What It Really Means, 6 Signs & More

Cupioromantic describes a person who desires a romantic relationship but doesn’t experience romantic attraction to others, according to sexologist Carol Queen, Ph.D. Also sometimes called kalosromantic, it’s considered a micro-label under the aromantic umbrella, which refers to people who have little to no romantic attraction toward others. Cupioromantic folks are often romance-favorable, but this isn’t always the case.

To understand the cupioromantic experience, it’s important to first understand that there’s a difference between sexual orientation and romantic orientation. They can co-exist, but they’re not the same, Queen explains. Sexual orientation focuses on who you find sexually attractive (heterosexual, bisexual, etc.). Additionally, a person can also be asexual, wherein they experience little to no sexual attraction to others at all. Romantic orientation focuses on who you feel romantically interested in (heteromantic, biromantic, etc.). A person can also experience little to no romantic attraction to others at all, known as aromantic. 

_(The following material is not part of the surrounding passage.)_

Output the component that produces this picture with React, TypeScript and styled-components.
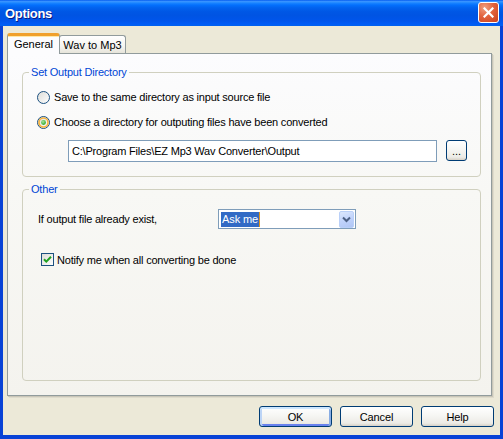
import React from 'react'
import styled, { createGlobalStyle } from 'styled-components'

const GlobalStyle = createGlobalStyle`
  html, body {
    margin: 0;
    padding: 0;
    background: #ECE9D8;
  }
  body {
    font-family: 'Liberation Sans', Arial, sans-serif;
    font-size: 11px;
    color: #000;
  }
`

const Window = styled.div`
  width: 503px;
  height: 439px;
  display: flex;
  flex-direction: column;
  overflow: hidden;
`

const TitleBar = styled.div`
  height: 26px;
  flex: none;
  display: flex;
  align-items: center;
  justify-content: space-between;
  padding: 0 4px 0 5px;
  box-sizing: border-box;
  background: linear-gradient(
    180deg,
    #0058ee 0%,
    #3a93ff 5%,
    #288eff 9%,
    #127dff 14%,
    #036ffc 20%,
    #0262ee 30%,
    #0057e5 45%,
    #0054e3 60%,
    #0055eb 80%,
    #005bf5 92%,
    #0062ef 100%
  );
`

const Title = styled.span`
  font-family: 'Liberation Sans', Arial, sans-serif;
  font-weight: 700;
  font-size: 13px;
  letter-spacing: -0.3px;
  color: #fff;
  text-shadow: 1px 1px 0 #0a1883;
`

const CloseButton = styled.div`
  width: 21px;
  height: 21px;
  box-sizing: border-box;
  border: 1px solid #fff;
  border-radius: 3px;
  background: radial-gradient(circle at 30% 25%, #f0a080 0%, #e2633d 45%, #c9401d 100%);
  display: flex;
  align-items: center;
  justify-content: center;
  margin-top: -1px;
`

const Frame = styled.div`
  flex: 1;
  display: flex;
  flex-direction: column;
  background: #ece9d8;
  border-left: 3px solid #0842d6;
  border-right: 3px solid #0842d6;
  border-bottom: 4px solid #0842d6;
  padding: 7px 6px 8px 4px;
  min-height: 0;
`

const TabStrip = styled.div`
  height: 20px;
  flex: none;
  display: flex;
  align-items: flex-end;
  position: relative;
  z-index: 1;
`

const Tab = styled.div<{ $active?: boolean; $width: number }>`
  width: ${(p) => p.$width}px;
  box-sizing: border-box;
  display: flex;
  align-items: center;
  justify-content: center;
  border: 1px solid #919b9c;
  border-bottom: none;
  border-radius: 3px 3px 0 0;
  ${(p) =>
    p.$active
      ? `
    height: 21px;
    margin-bottom: -1px;
    background: #fcfcfe;
    border-top: 3px solid #ffc83c;
    box-shadow: inset 0 1px 0 #ffe8a8;
    border-top-color: #f0a02c;
    position: relative;
    z-index: 2;
    padding-bottom: 2px;
  `
      : `
    height: 18px;
    margin-left: -1px;
    background: linear-gradient(180deg, #ffffff 0%, #f5f4f0 60%, #e6e4da 100%);
    padding-bottom: 0;
  `}
`

const Panel = styled.div`
  flex: 1;
  display: flex;
  flex-direction: column;
  gap: 6px;
  margin-right: 2px;
  border: 1px solid #919b9c;
  box-shadow: 1px 1px 0 #c9c6b8, 2px 2px 0 #dedbcc;
  background: linear-gradient(180deg, #fcfcfe 0%, #f8f8f5 40%, #f4f3ee 100%);
  padding: 12px 10px 14px 14px;
  min-height: 0;
`

const Group = styled.fieldset<{ $grow?: boolean }>`
  margin: 0;
  padding: 0;
  border: 1px solid #d0d0bf;
  border-radius: 4px;
  min-width: 0;
  ${(p) => (p.$grow ? 'flex: 1;' : 'flex: none;')}
`

const Legend = styled.legend`
  margin-left: 6px;
  padding: 0 2px;
  font-size: 11px;
  line-height: 13px;
  color: #0046d5;
  letter-spacing: -0.2px;
`

const GroupBody = styled.div<{ $top: number; $left: number }>`
  display: flex;
  flex-direction: column;
  padding: ${(p) => p.$top}px 13px 14px ${(p) => p.$left}px;
`

const OptionRow = styled.label<{ $gap?: number }>`
  display: flex;
  align-items: center;
  gap: 4px;
  height: 16px;
  margin-top: ${(p) => p.$gap ?? 0}px;
  letter-spacing: -0.2px;
  white-space: nowrap;
`

const PathRow = styled.div`
  display: flex;
  gap: 9px;
  margin: 10px 0 0 31px;
`

const PathInput = styled.div`
  width: 369px;
  height: 22px;
  box-sizing: border-box;
  border: 1px solid #7f9db9;
  background: #fff;
  display: flex;
  align-items: center;
  padding-left: 3px;
  letter-spacing: -0.2px;
  white-space: nowrap;
`

const Button = styled.div<{ $default?: boolean; $width: number; $height: number }>`
  width: ${(p) => p.$width}px;
  height: ${(p) => p.$height}px;
  box-sizing: border-box;
  border: 1px solid #003c74;
  border-radius: 3px;
  background: linear-gradient(180deg, #ffffff 0%, #f6f6f3 45%, #ecebe6 85%, #d6d0c5 100%);
  display: flex;
  align-items: center;
  justify-content: center;
  letter-spacing: -0.1px;
  ${(p) =>
    p.$default
      ? `box-shadow: inset 0 2px 0 #cee7ff, inset 2px 0 0 #bcd4f6, inset -2px 0 0 #89ade4, inset 0 -2px 0 #6982ee;`
      : ''}
`

const SettingRow = styled.div`
  display: flex;
  align-items: center;
`

const SettingLabel = styled.span`
  width: 180px;
  letter-spacing: -0.2px;
  white-space: nowrap;
`

const Select = styled.div`
  width: 138px;
  height: 20px;
  box-sizing: border-box;
  border: 1px solid #7f9db9;
  background: #fff;
  display: flex;
  align-items: center;
  justify-content: space-between;
  padding: 1px;
  padding-left: 2px;
`

const Selected = styled.span`
  background: #316ac5;
  color: #fff;
  padding: 1px 1px 1px 1px;
  border-right: 1px solid #e0951e;
  line-height: 13px;
  letter-spacing: -0.1px;
`

const DropButton = styled.div`
  width: 15px;
  height: 17px;
  border-radius: 2px;
  background: linear-gradient(160deg, #dce8fd 0%, #c1d3fb 50%, #b0c6f5 100%);
  border: 1px solid #bad0f8;
  box-sizing: border-box;
  display: flex;
  align-items: center;
  justify-content: center;
`

const CheckRow = styled.label`
  display: flex;
  align-items: center;
  gap: 3px;
  height: 15px;
  margin: 23px 0 0 3px;
  letter-spacing: -0.2px;
  white-space: nowrap;
`

const ButtonBar = styled.div`
  display: flex;
  justify-content: flex-end;
  gap: 8px;
  margin-top: 10px;
  flex: none;
`

const Radio: React.FC<{ checked?: boolean }> = ({ checked }) => (
  <svg width="13" height="13" viewBox="0 0 13 13">
    <defs>
      <linearGradient id="rg" x1="0" y1="0" x2="1" y2="1">
        <stop offset="0" stopColor="#dcdcd7" />
        <stop offset="1" stopColor="#ffffff" />
      </linearGradient>
      <radialGradient id="dot" cx="0.4" cy="0.35" r="0.7">
        <stop offset="0" stopColor="#a6e79a" />
        <stop offset="1" stopColor="#21a121" />
      </radialGradient>
    </defs>
    <circle cx="6.5" cy="6.5" r="6" fill="url(#rg)" stroke="#1c5180" strokeWidth="1" />
    {checked && (
      <>
        <circle cx="6.5" cy="6.5" r="4.5" fill="none" stroke="#f8b33a" strokeWidth="1.6" />
        <circle cx="6.5" cy="6.5" r="2.4" fill="url(#dot)" />
      </>
    )}
  </svg>
)

const Checkbox: React.FC = () => (
  <svg width="13" height="13" viewBox="0 0 13 13">
    <defs>
      <linearGradient id="cg" x1="0" y1="0" x2="1" y2="1">
        <stop offset="0" stopColor="#dcdcd7" />
        <stop offset="1" stopColor="#ffffff" />
      </linearGradient>
    </defs>
    <rect x="0.5" y="0.5" width="12" height="12" fill="url(#cg)" stroke="#1c5180" />
    <path d="M3 6.2 L5.3 8.6 L10 3.8" fill="none" stroke="#21a121" strokeWidth="2" />
  </svg>
)

const App: React.FC = () => {
  return (
    <>
      <GlobalStyle />
      <Window>
        <TitleBar>
          <Title>Options</Title>
          <CloseButton>
            <svg width="11" height="11" viewBox="0 0 11 11">
              <path d="M1.5 1.5 L9.5 9.5 M9.5 1.5 L1.5 9.5" stroke="#fff" strokeWidth="2.2" strokeLinecap="square" />
            </svg>
          </CloseButton>
        </TitleBar>
        <Frame>
          <TabStrip>
            <Tab $active $width={53}>General</Tab>
            <Tab $width={67}>Wav to Mp3</Tab>
          </TabStrip>
          <Panel>
            <Group>
              <Legend>Set Output Directory</Legend>
              <GroupBody $top={10} $left={14}>
                <OptionRow>
                  <Radio />
                  Save to the same directory as input source file
                </OptionRow>
                <OptionRow $gap={9}>
                  <Radio checked />
                  Choose a directory for outputing files have been converted
                </OptionRow>
                <PathRow>
                  <PathInput>C:\Program Files\EZ Mp3 Wav Converter\Output</PathInput>
                  <Button $width={21} $height={21}>...</Button>
                </PathRow>
              </GroupBody>
            </Group>
            <Group $grow>
              <Legend>Other</Legend>
              <GroupBody $top={13} $left={15}>
                <SettingRow>
                  <SettingLabel>If output file already exist,</SettingLabel>
                  <Select>
                    <Selected>Ask me</Selected>
                    <DropButton>
                      <svg width="9" height="7" viewBox="0 0 9 7">
                        <path d="M1 1.5 L4.5 5 L8 1.5" fill="none" stroke="#4d6185" strokeWidth="2" />
                      </svg>
                    </DropButton>
                  </Select>
                </SettingRow>
                <CheckRow>
                  <Checkbox />
                  Notify me when all converting be done
                </CheckRow>
              </GroupBody>
            </Group>
          </Panel>
          <ButtonBar>
            <Button $default $width={73} $height={21}>OK</Button>
            <Button $width={73} $height={21}>Cancel</Button>
            <Button $width={73} $height={21}>Help</Button>
          </ButtonBar>
        </Frame>
      </Window>
    </>
  )
}

export default App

Cupioromanticism is a romantic orientation, which deals with romantic attraction—the driving desire to be romantically involved with someone you like. Queen says people often think someone must experience romantic attraction or romantic desire for another person in order to be in or seek a romantic relationship, but this is a misconception. That’s where cupioromanticism comes in.

“There are certainly plenty of discordant relationships on this axis—one partner romantically loves/desires the other, the other one is part of the relationship but doesn’t feel the same way,” Queen explains. “Sometimes a relationship changes into a configuration like this over time (one person’s romantic feelings fade, the other’s do not). Sometimes they start out this way in the first place.”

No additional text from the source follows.